Yes, the circumstances of the Estonian story are special by many means. The country emerged to re-independence from 50 unfortunate years of Soviet occupation in 1991, having skipped a lot of technological legacy the Western world had built up during ’60-’80s, such as checkbooks and mainframe computers and jumped right into the mid-nineties bandwagon of TCP-IP enabled web apps. During this social reset, Estonians also decided to throw their former communist leaders overboard and elected new leadership – with ministers in their late twenties from whom one can expect disruptive thinking.

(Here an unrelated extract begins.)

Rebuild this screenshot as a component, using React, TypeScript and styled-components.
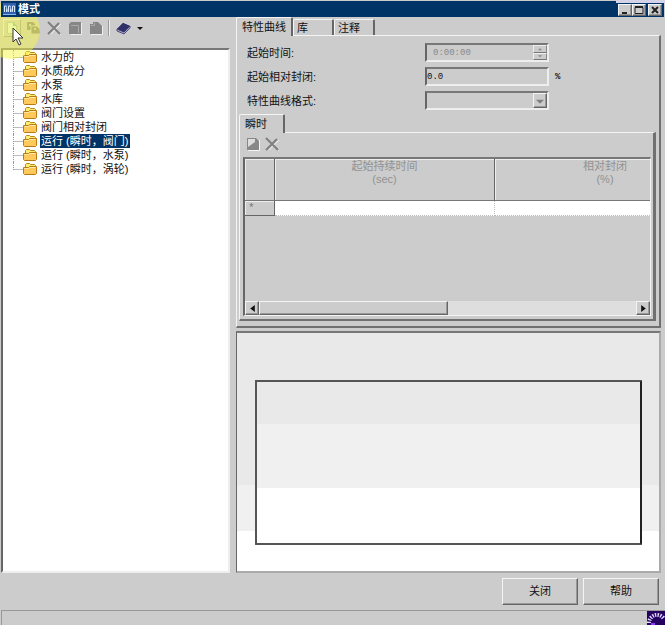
import React, { useState } from 'react';
import styled, { createGlobalStyle, css } from 'styled-components';

const GlobalStyle = createGlobalStyle`
  * { box-sizing: border-box; }
  body {
    margin: 0;
    background: #ccc;
    color: #111;
    font: 11px/14px "Liberation Sans", "Noto Sans CJK SC", sans-serif;
  }
  button, input, select { font: inherit; color: inherit; margin: 0; padding: 0; border-radius: 0; }
`;

const raised = css`
  border: 1px solid;
  border-color: #f4f4f4 #666 #666 #f4f4f4;
  box-shadow: inset -1px -1px 0 #999;
`;

const sunken = css`
  border: 2px solid;
  border-color: #777 #eee #eee #666;
`;

const Window = styled.div`
  position: relative;
  min-height: 100vh;
  display: flex;
  flex-direction: column;
  overflow: hidden;
`;

const TitleBar = styled.header`
  position: relative;
  z-index: 2;
  display: flex;
  align-items: center;
  height: 16px;
  margin: 1px 1px 0;
  padding: 0 2px;
  gap: 2px;
  background: #003366;
  color: #fff;
`;

const Title = styled.h1`
  flex: 1;
  margin: 0;
  font-size: 11px;
  line-height: 14px;
`;

const TopStrip = styled.div`
  position: absolute;
  z-index: 2;
  top: 0;
  right: 0;
  width: 49px;
  height: 3px;
  background: #d4d3e8;
`;

const CaptionButton = styled.button<{ $apart?: boolean }>`
  ${raised}
  display: flex;
  width: 14px;
  height: 12px;
  margin-top: 1px;
  margin-left: ${p => (p.$apart ? 0 : -2)}px;
  background: #ccc;
`;

const Main = styled.main`
  flex: 1;
  display: grid;
  grid-template-columns: minmax(0, 229fr) minmax(0, 425fr);
  gap: 6px;
  padding: 0 4px 0 1px;
`;

const Column = styled.section`
  display: flex;
  flex-direction: column;
  min-width: 0;
`;

const Toolbar = styled.div`
  display: flex;
  align-items: center;
  height: 31px;
  padding: 0 2px 10px;
  gap: 3px;
`;

const ToolButton = styled.button<{ $hot?: boolean }>`
  display: flex;
  align-items: center;
  justify-content: center;
  width: 18px;
  height: 18px;
  border: 1px solid transparent;
  background: none;
  ${p => p.$hot && css`border-color: #eee #999 #999 #eee;`}
`;

const MenuButton = styled(ToolButton)`
  width: 32px;
  gap: 6px;
`;

const Divider = styled.div`
  width: 2px;
  height: 16px;
  border-left: 1px solid #999;
  border-right: 1px solid #eee;
`;

const Tree = styled.ul`
  ${sunken}
  flex: 1;
  margin: 0;
  padding: 0;
  list-style: none;
  background: #fff;
`;

const TreeRow = styled.li`
  display: flex;
  align-items: center;
  height: 14px;
  padding-left: 10px;
  &::before {
    content: '';
    width: 9px;
    height: 14px;
    border-left: 1px dotted #999;
    background: linear-gradient(#bbb, #bbb) 0 7px / 9px 1px no-repeat;
  }
  &:last-child::before { height: 8px; align-self: flex-start; }
`;

const TreeLabel = styled.button<{ $selected: boolean }>`
  height: 14px;
  margin-left: 3px;
  padding: 0 2px 0 1px;
  border: 0;
  line-height: 14px;
  white-space: nowrap;
  background: ${p => (p.$selected ? '#003366' : 'transparent')};
  color: ${p => (p.$selected ? '#fff' : '#111')};
`;

const TabList = styled.div`
  display: flex;
  align-items: flex-end;
  height: 18px;
`;

const Tab = styled.button<{ $active: boolean }>`
  height: 16px;
  min-width: 41px;
  padding: 0 3px;
  text-align: left;
  white-space: nowrap;
  background: #ccc;
  border: solid;
  border-width: 1px 2px 0 1px;
  border-color: #f4f4f4 #666 #ccc #f4f4f4;
  border-radius: 2px 2px 0 0;
  ${p => p.$active && css`
    z-index: 1;
    margin-bottom: -1px;
    height: 19px;
    padding: 0 5px;
  `}
`;

const Panel = styled.div`
  border: solid;
  border-width: 1px 2px 2px 1px;
  border-color: #f4f4f4 #707070 #707070 #f4f4f4;
`;

const OuterPanel = styled(Panel)`
  padding: 7px 3px 5px 2px;
`;

const Form = styled.div`
  display: grid;
  grid-template-columns: 172px 124px auto;
  align-items: center;
  justify-content: start;
  row-gap: 5px;
  padding-left: 8px;
  column-gap: 6px;
  margin-bottom: 4px;
`;

const Label = styled.label`
  white-space: nowrap;
`;

const Field = styled.div`
  ${sunken}
  display: flex;
  height: 19px;
  background: #ccc;
`;

const TextInput = styled.input`
  flex: 1;
  min-width: 0;
  border: 0;
  outline: 0;
  background: transparent;
  font: 9px/14px "Liberation Mono", monospace;
  &:disabled { color: #888; padding-left: 6px; }
`;

const Unit = styled.span`
  font: bold 9px/14px "Liberation Mono", monospace;
`;

const Select = styled.select`
  flex: 1;
  min-width: 0;
  border: 0;
  appearance: none;
  background: transparent;
`;

const ArrowBox = styled.span`
  ${raised}
  display: flex;
  align-items: center;
  justify-content: center;
  width: 14px;
`;

const Spinner = styled.div`
  display: grid;
  grid-template-rows: 1fr 1fr;
  width: 14px;
`;

const SpinButton = styled.button`
  display: flex;
  align-items: center;
  justify-content: center;
  min-height: 0;
  border: 1px solid;
  border-color: #eee #888 #777 #eee;
  background: #ccc;
`;

const InnerPanel = styled(Panel)`
  border-right-width: 3px;
  padding: 2px 2px 3px 3px;
`;

const SmallToolbar = styled.div`
  display: flex;
  gap: 1px;
  height: 22px;
  padding-left: 1px;
`;

const GridBox = styled.div`
  border: solid;
  border-width: 2px 1px 1px 2px;
  border-color: #777 #f4f4f4 #f4f4f4 #666;
  display: flex;
  flex-direction: column;
  height: 159px;
`;

const TableClip = styled.div`
  flex: 1;
  overflow: hidden;
`;

const Table = styled.table`
  width: 471px;
  table-layout: fixed;
  border-collapse: separate;
  border-spacing: 0;
`;

const HeadCell = styled.th<{ $width: number }>`
  width: ${p => p.$width}px;
  height: 42px;
  padding: 1px 0 0;
  vertical-align: top;
  border-right: 1px solid #666;
  border-bottom: 1px solid #777;
  box-shadow: inset 1px 1px 0 #eee;
  color: #929292;
  font-weight: 400;
  line-height: 13px;
`;

const RowHead = styled.th`
  height: 15px;
  padding: 0 0 0 3px;
  border-right: 1px solid #666;
  border-bottom: 1px solid #666;
  box-shadow: inset 1px 1px 0 #eee;
  color: #777;
  font: 11px/13px "Liberation Mono", monospace;
  text-align: left;
`;

const Cell = styled.td`
  background: #fff;
  border-right: 1px dotted #bbb;
  border-bottom: 1px dotted #bbb;
`;

const ScrollBar = styled.div`
  display: flex;
  height: 14px;
  background: #dedede;
`;

const ScrollButton = styled.button`
  ${raised}
  display: flex;
  align-items: center;
  justify-content: center;
  width: 14px;
  background: #ccc;
`;

const ScrollTrack = styled.div`
  flex: 1;
`;

const Thumb = styled.div`
  ${raised}
  width: 50%;
  height: 14px;
  background: #ccc;
`;

const ChartPane = styled.div`
  flex: 1;
  display: flex;
  min-height: 200px;
  margin-top: 3px;
  padding: 47px 17px 26px 18px;
  border: solid;
  border-width: 2px 2px 2px 1px;
  border-color: #777 #aaa #aaa #666;
  background: linear-gradient(#e9e9e9 64%, #f0f0f0 64% 83%, #fff 83%);
`;

const Plot = styled.div`
  flex: 1;
  border: 2px solid #555;
  border-right-color: #222;
  border-radius: 1px;
  background: linear-gradient(#e9e9e9 26%, #f0f0f0 26% 66%, #fff 66%);
`;

const Actions = styled.div`
  display: flex;
  justify-content: flex-end;
  gap: 5px;
  padding: 5px 6px 5px;
`;

const ActionButton = styled.button`
  ${raised}
  width: 76px;
  height: 27px;
  padding-bottom: 2px;
  background: #ccc;
`;

const StatusBar = styled.footer`
  display: flex;
  justify-content: flex-end;
  height: 15px;
  margin-left: 1px;
  border-top: 1px solid #999;
  border-left: 1px solid #999;
`;

const Highlight = styled.div`
  position: absolute;
  top: 1px;
  left: -18px;
  width: 58px;
  height: 58px;
  border-radius: 50%;
  background: rgba(245, 245, 70, 0.5);
  pointer-events: none;
`;

const Pointer = styled.svg`
  position: absolute;
  top: 27px;
  left: 12px;
  pointer-events: none;
`;

const AppIcon = () => (
  <svg width="13" height="12" viewBox="0 0 13 12" aria-hidden="true">
    <rect width="13" height="12" fill="#315fac" />
    <path d="M1.5 9V3h2v6M5.5 9V3h2v6M9.5 9V3h2v6" fill="none" stroke="#d8e9ff" />
    <path d="M0 11.5h13M3 3l2 6M7 3l2 6" stroke="#85b6ed" />
  </svg>
);

const FolderIcon = () => (
  <svg width="14" height="12" viewBox="0 0 14 12" aria-hidden="true">
    <path d="M2.5 9V1.5l1-1h3l1 1h4l1 1V9" fill="#ffee70" stroke="#b98516" />
    <path d="M.5 4.5h5l1-1h7v7l-1 1h-11l-1-1z" fill="#ffc95c" stroke="#b97913" />
    <path d="M1.5 5.5h4l1-1h6" fill="none" stroke="#ffe9a8" />
  </svg>
);

const NewIcon = () => (
  <svg width="14" height="14" viewBox="0 0 14 14" aria-hidden="true">
    <path d="M2.5 1.5h6l3 3v8h-9z" fill="#e4f6ee" stroke="#a4c0b8" />
    <path d="M8.5 1.5v3h3" fill="#8fc3c0" stroke="#75a6aa" />
  </svg>
);

const CopyIcon = () => (
  <svg width="15" height="14" viewBox="0 0 15 14" aria-hidden="true">
    <path d="M1 1h6l2 2v6H1z" fill="#808080" />
    <path d="M5 5h6l3 3v5H5z" fill="#808080" stroke="#c8c8c8" />
    <path d="M3 3h2v2H3zM8 7h2v2H8z" fill="#c8c8c8" />
  </svg>
);

const CrossIcon = () => (
  <svg width="14" height="14" viewBox="0 0 14 14" aria-hidden="true">
    <path d="M2 2l12 12M14 3L4 13" stroke="#eee" />
    <path d="M1 1l12 12M12 2L1 13" stroke="#808080" strokeWidth="2" />
  </svg>
);

const BoxIcon = () => (
  <svg width="14" height="14" viewBox="0 0 14 14" aria-hidden="true">
    <path d="M3 13.5h10.5V2" fill="none" stroke="#eee" />
    <path d="M1 3l2-2h10v12H1z" fill="#868686" />
    <path d="M3 4.5h7.5V12" fill="none" stroke="#aaa" />
  </svg>
);

const PageIcon = () => (
  <svg width="14" height="14" viewBox="0 0 14 14" aria-hidden="true">
    <path d="M2 13.5h11.5V5" fill="none" stroke="#eee" />
    <path d="M1 3h3V1h5l4 4v8H1z" fill="#868686" />
    <path d="M2 4.5h3.5V2" fill="none" stroke="#aaa" />
  </svg>
);

const EditPageIcon = () => (
  <svg width="14" height="14" viewBox="0 0 14 14" aria-hidden="true">
    <path d="M2 13.5h11.5V3" fill="none" stroke="#f4f4f4" />
    <path d="M1 1h9l3 3v9H1z" fill="#888" />
    <path d="M2 2h7v3L2 10z" fill="#ddd" />
  </svg>
);

const BookIcon = () => (
  <svg width="15" height="14" viewBox="0 0 15 14" aria-hidden="true">
    <path d="M1 8l6-6 7 3-6 7z" fill="#303068" />
    <path d="M1 8v2l7 3 6-6V5l-6 6z" fill="#a2a3c5" stroke="#505078" />
    <path d="M1 8l6-6 7 3-6 6z" fill="#303068" />
  </svg>
);

type Direction = 'up' | 'down' | 'left' | 'right';
const arrowPaths: Record<Direction, string> = {
  up: 'M0 5l3-3 3 3z',
  down: 'M0 2h6L3 5z',
  left: 'M5 0v6L1 3z',
  right: 'M1 0v6l4-3z',
};

const Arrow = ({ direction, color = '#111', size = 6 }: { direction: Direction; color?: string; size?: number }) => (
  <svg width={size} height={size} viewBox="0 0 6 6" aria-hidden="true">
    <path d={arrowPaths[direction]} fill={color} />
  </svg>
);

const BusyIcon = () => (
  <svg width="18" height="15" viewBox="0 0 18 15" aria-hidden="true">
    <rect width="18" height="15" fill="#250060" />
    <path d="M2 12a8 8 0 0 1 15-4" fill="none" stroke="#e2d8ff" strokeWidth="4" strokeDasharray="1.4 1.2" />
    <path d="M4 12h4v3H4z" fill="#9138ff" />
  </svg>
);

const captionShapes = [
  { name: '最小化', path: 'M3 8h5' },
  { name: '最大化', path: 'M2 2.5h8v6H2zM2 1.5h8' },
  { name: '关闭窗口', path: 'M3 2l6 6M9 2L3 8' },
];

const patterns = ['水力的', '水质成分', '水泵', '水库', '阀门设置', '阀门相对封闭', '运行 (瞬时，阀门)', '运行 (瞬时，水泵)', '运行 (瞬时，涡轮)'];
const tabs = ['特性曲线', '库', '注释'];

export default function App() {
  const [selected, setSelected] = useState(6);
  const [tab, setTab] = useState(0);
  const [closure, setClosure] = useState('0.0');

  return (
    <>
      <GlobalStyle />
      <Window>
        <TitleBar>
          <AppIcon />
          <Title>模式</Title>
          {captionShapes.map((shape, i) => (
            <CaptionButton key={shape.name} aria-label={shape.name} $apart={i === 2}>
              <svg width="12" height="10" viewBox="0 0 12 10" aria-hidden="true">
                <path d={shape.path} fill="none" stroke="#222" strokeWidth={i === 1 ? 1 : 2} />
              </svg>
            </CaptionButton>
          ))}
        </TitleBar>
        <TopStrip />

        <Main>
          <Column>
            <Toolbar role="toolbar" aria-label="模式">
              <ToolButton $hot aria-label="新建"><NewIcon /></ToolButton>
              <ToolButton aria-label="复制"><CopyIcon /></ToolButton>
              <ToolButton aria-label="删除"><CrossIcon /></ToolButton>
              <ToolButton aria-label="重命名"><BoxIcon /></ToolButton>
              <ToolButton aria-label="报告"><PageIcon /></ToolButton>
              <Divider />
              <MenuButton aria-label="工程库"><BookIcon /><Arrow direction="down" /></MenuButton>
            </Toolbar>
            <Tree>
              {patterns.map((name, i) => (
                <TreeRow key={name}>
                  <FolderIcon />
                  <TreeLabel $selected={selected === i} aria-pressed={selected === i} onClick={() => setSelected(i)}>
                    {name}
                  </TreeLabel>
                </TreeRow>
              ))}
            </Tree>
          </Column>

          <Column>
            <TabList role="tablist">
              {tabs.map((name, i) => (
                <Tab key={name} role="tab" aria-selected={tab === i} $active={tab === i} onClick={() => setTab(i)}>
                  {name}
                </Tab>
              ))}
            </TabList>
            <OuterPanel role="tabpanel">
              <Form>
                <Label htmlFor="start-time">起始时间:</Label>
                <Field>
                  <TextInput id="start-time" value="0:00:00" disabled readOnly />
                  <Spinner>
                    <SpinButton disabled aria-label="增加"><Arrow direction="up" color="#888" size={4} /></SpinButton>
                    <SpinButton disabled aria-label="减少"><Arrow direction="down" color="#888" size={4} /></SpinButton>
                  </Spinner>
                </Field>
                <span />
                <Label htmlFor="closure">起始相对封闭:</Label>
                <Field>
                  <TextInput id="closure" value={closure} onChange={e => setClosure(e.target.value)} />
                </Field>
                <Unit>%</Unit>
                <Label htmlFor="format">特性曲线格式:</Label>
                <Field>
                  <Select id="format" disabled />
                  <ArrowBox><Arrow direction="down" color="#808080" size={8} /></ArrowBox>
                </Field>
              </Form>

              <TabList role="tablist">
                <Tab role="tab" aria-selected $active>瞬时&emsp;</Tab>
              </TabList>
              <InnerPanel role="tabpanel">
                <SmallToolbar>
                  <ToolButton disabled aria-label="新建行"><EditPageIcon /></ToolButton>
                  <ToolButton disabled aria-label="删除行"><CrossIcon /></ToolButton>
                </SmallToolbar>
                <GridBox>
                  <TableClip>
                    <Table>
                      <thead>
                        <tr>
                          <HeadCell $width={30} />
                          <HeadCell $width={220} scope="col">起始持续时间<br />(sec)</HeadCell>
                          <HeadCell $width={221} scope="col">相对封闭<br />(%)</HeadCell>
                        </tr>
                      </thead>
                      <tbody>
                        <tr>
                          <RowHead scope="row">*</RowHead>
                          <Cell />
                          <Cell />
                        </tr>
                      </tbody>
                    </Table>
                  </TableClip>
                  <ScrollBar>
                    <ScrollButton aria-label="向左滚动"><Arrow direction="left" size={7} /></ScrollButton>
                    <ScrollTrack><Thumb /></ScrollTrack>
                    <ScrollButton aria-label="向右滚动"><Arrow direction="right" size={7} /></ScrollButton>
                  </ScrollBar>
                </GridBox>
              </InnerPanel>
            </OuterPanel>
            <ChartPane>
              <Plot />
            </ChartPane>
          </Column>
        </Main>

        <Actions>
          <ActionButton>关闭</ActionButton>
          <ActionButton>帮助</ActionButton>
        </Actions>
        <StatusBar><BusyIcon /></StatusBar>

        <Highlight />
        <Pointer width="13" height="20" viewBox="0 0 13 20" aria-hidden="true">
          <path d="M1 1v14l3-3 3 6 2-1-3-6h5z" fill="#fff" stroke="#333" />
        </Pointer>
      </Window>
    </>
  );
}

But then again, all this was 20 years ago. Estonia has by many macroeconomic and political notions become more of “a boring European state,” stable and predictable, if just somewhat faster growing to close the gap with Old Europe from the time they were behind the Iron Curtain. 20 years, but you can still think of Estonia as a startup country, not just by life stage, but by mindset.

And this is what United States, along with many other countries struggling to get the internet and their increasingly more mobile citizens on it, could learn from Estonia: the mindset. Willingness to question the foundations and get the key infrastructure right, and to continuously re-invent on them. States can either build healthcare insurance brokerage sites for innovation, or really look at what key components need to exist for any service to be built: signatures, transactions, legal frameworks and such.

Ultimately, the states that create pleasant environments will be where the mobile citizens will flock to live their lives. And by many means, tiny Estonia in 2014 is no worse positioned to be the destination than New England was in 1814.